11. Furthermore, the period of limitation for filing suit is manifested by the provision of Article 120 of the Limitation Act, 1908. As per the provision of this Article, every suit for declaration has to be filed within six years from the date of the accrual of cause of action or right to sue. Since there accrues no actual cause of action or right to sue in the plaintiff’s favor, the question of limitation seems to be not an appropriate issue to be decided upon in the suit. So this issue is held to be ruled out, which goes against the plaintiff. Consequently, adding up to the aforesaid discussion, the plaintiff also has no bundle of facts that arises cause of action. Thus, the suit is not maintainable in present form and manner too. Hence, the issues Nos. 1-2 has not decided in the plaintiff’s favor.

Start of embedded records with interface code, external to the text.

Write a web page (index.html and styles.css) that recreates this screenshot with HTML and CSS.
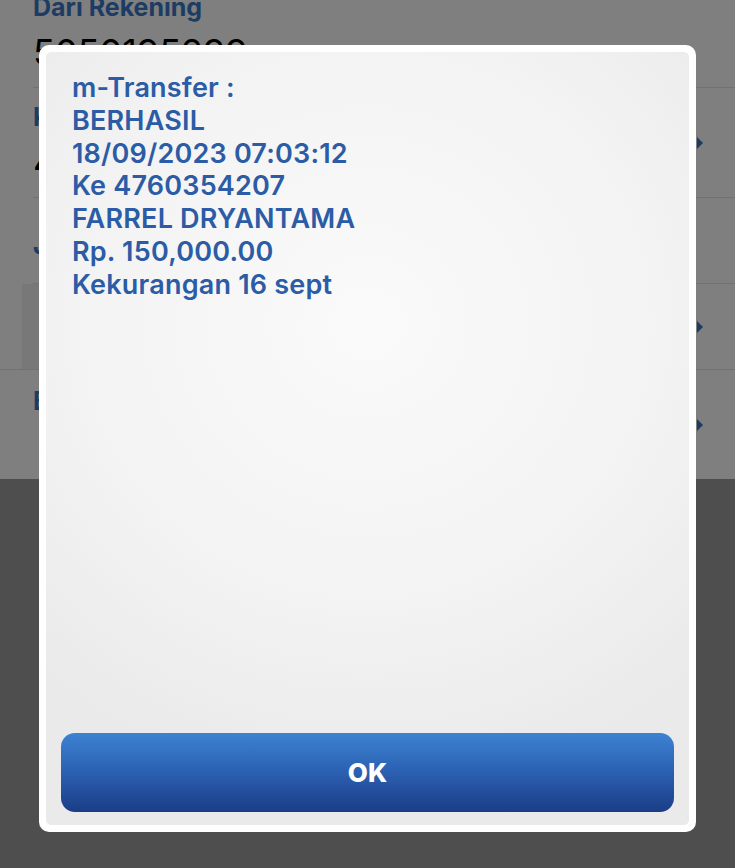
FILE: index.html
```html
<!DOCTYPE html>
<html lang="id">
<head>
<meta charset="utf-8">
<title>m-Transfer</title>
<link rel="stylesheet" href="styles.css">
</head>
<body>
<div class="page">
  <section class="form">
    <div class="row row-first">
      <div class="label">Dari Rekening</div>
      <div class="value">5050195299</div>
    </div>
    <div class="row row-second">
      <div class="row-text">
        <div class="label">Ke Rekening</div>
        <div class="value">4760354207</div>
      </div>
      <span class="chev"></span>
    </div>
    <div class="row row-third">
      <div class="label">Jumlah</div>
    </div>
    <div class="row row-box">
      <div class="box"></div>
      <span class="chev"></span>
    </div>
    <div class="row row-last">
      <div class="label">Berita</div>
      <span class="chev chev-low"></span>
    </div>
  </section>
  <section class="lower"></section>
</div>
<div class="overlay"></div>
<div class="dialog">
  <div class="dialog-inner">
    <div class="message">
      <div>m-Transfer :</div>
      <div>BERHASIL</div>
      <div>18/09/2023 07:03:12</div>
      <div>Ke 4760354207</div>
      <div>FARREL DRYANTAMA</div>
      <div>Rp. 150,000.00</div>
      <div>Kekurangan 16 sept</div>
    </div>
    <button class="ok">OK</button>
  </div>
</div>
</body>
</html>
```
FILE: styles.css
```css
* { box-sizing: border-box; }
html, body { margin: 0; padding: 0; }
body {
  width: 735px;
  height: 868px;
  overflow: hidden;
  font-family: Inter, "Noto Sans", "Liberation Sans", sans-serif;
  background: #9c9c9c;
}
.page {
  display: flex;
  flex-direction: column;
  height: 868px;
}
.form {
  background: #ffffff;
  height: 479px;
  display: flex;
  flex-direction: column;
}
.row {
  display: flex;
  align-items: center;
  justify-content: space-between;
  margin-left: 33px;
  padding-right: 30px;
  border-bottom: 1px solid #e4e4e4;
}
.label {
  color: #3b78c8;
  font-weight: 700;
  font-size: 25px;
  line-height: 30px;
}
.value {
  color: #000;
  font-size: 36px;
  line-height: 44px;
  margin-top: 8px;
}
.row-first {
  height: 96px;
  margin-top: -8px;
  display: block;
}
.row-second { height: 110px; }
.row-third {
  height: 86px;
  padding-top: 8px;
}
.row-box {
  height: 86px;
  margin-left: 0;
  padding-left: 22px;
}
.box {
  flex: 1;
  align-self: stretch;
  background: #f0f0f0;
  margin-right: 10px;
}
.row-last {
  height: 109px;
  border-bottom: none;
  align-items: flex-start;
  padding-top: 16px;
}
.chev {
  width: 0;
  height: 0;
  border-top: 6px solid transparent;
  border-bottom: 6px solid transparent;
  border-left: 6px solid #3b78c8;
  margin-right: 2px;
}
.chev-low { margin-top: 33px; }
.lower {
  flex: 1;
  background: #9c9c9c;
}
.overlay {
  position: absolute;
  inset: 0;
  background: rgba(0, 0, 0, 0.5);
}
.dialog {
  position: absolute;
  left: 39px;
  top: 45px;
  width: 657px;
  height: 787px;
  background: #ffffff;
  border-radius: 10px;
  padding: 7px;
}
.dialog-inner {
  height: 100%;
  border-radius: 5px;
  background:
    radial-gradient(ellipse 75% 60% at 50% 35%, #fafafa 0%, #f3f3f3 60%, #eaeaea 100%);
  display: flex;
  flex-direction: column;
  padding: 20px 15px 13px 15px;
}
.message {
  padding-left: 11px;
  color: #2b5ca5;
  font-size: 27px;
  font-weight: 600;
  letter-spacing: 0.2px;
  line-height: 32.8px;
}
.ok {
  margin-top: auto;
  height: 79px;
  width: 100%;
  border: none;
  border-radius: 14px;
  background: linear-gradient(to bottom, #3d82d2 0%, #2d63b4 45%, #1b3d87 100%);
  color: #ffffff;
  font-family: Inter, "Liberation Sans", sans-serif;
  font-weight: 800;
  font-size: 26px;
  padding: 0;
}
```
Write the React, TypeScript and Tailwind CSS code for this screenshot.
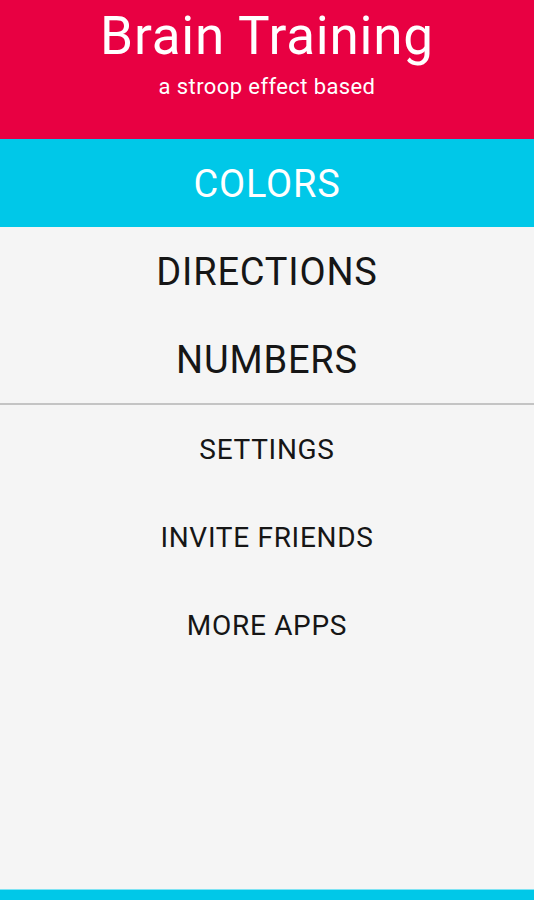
const primary = ["COLORS", "DIRECTIONS", "NUMBERS"];
const secondary = ["SETTINGS", "INVITE FRIENDS", "MORE APPS"];

export default function App() {
  return (
    <div className="flex h-[900px] w-[534px] flex-col bg-[#f5f5f5] font-['Roboto',sans-serif]">
      <header className="flex h-[139px] flex-col items-center bg-[#e80042] pt-[4px] text-white">
        <h1 className="text-[53px] leading-[64px] tracking-[0.8px]">Brain Training</h1>
        <p className="mt-[6px] text-[22px] leading-[26px] tracking-[0.4px]">a stroop effect based</p>
      </header>

      <nav className="flex flex-col">
        {primary.map((item, i) => (
          <div
            key={item}
            className={`flex h-[88px] items-center justify-center pt-[3px] text-[38px] tracking-[0.8px] ${
              i === 0 ? "bg-[#00c8e8] text-white" : "text-[#161616]"
            }`}
          >
            {item}
          </div>
        ))}
      </nav>

      <div className="h-[2px] bg-[#c4c4c4]" />

      <div className="flex flex-col">
        {secondary.map((item) => (
          <div
            key={item}
            className="flex h-[88px] items-center justify-center pt-[2px] text-[28px] tracking-[0.7px] text-[#161616]"
          >
            {item}
          </div>
        ))}
      </div>

      <div className="flex-1" />
      <div className="h-[11px] border-t border-[#7ee3f3] bg-[#00c8e8]" />
    </div>
  );
}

Generally, law is settled that the burden lies on the Plaintiff to prove his case and he must succeed on his own strength only and not at the weakness of the adversary. Furthermore, the plaintiffs in order to succeed must establish their own case by credible evidence and the weakness of the defendant is no ground for awarding a decree in favor of the plaintiff’ (vide 67 DLR HCD 259). In considering the aforesaid facts, shreds of evidence, relevant laws, and encompassing conditions, it appears to the court that although this suit is for a simple declaration that is brought in before the court of competent jurisdiction paying proper court fee, the instant suit is found to be unfit for exercising the Court’s discretion in decreeing the same. For all the issues framed in the suit are not decided in the plaintiff’s favor, the Plaintiff may not get relief as prayed for. Thus, the suit deserves to be dismissed on contest.

Court fee paid is sufficient. Hence, it is ordered that the suit be dismissed on contest against the defendant without any order as to costs.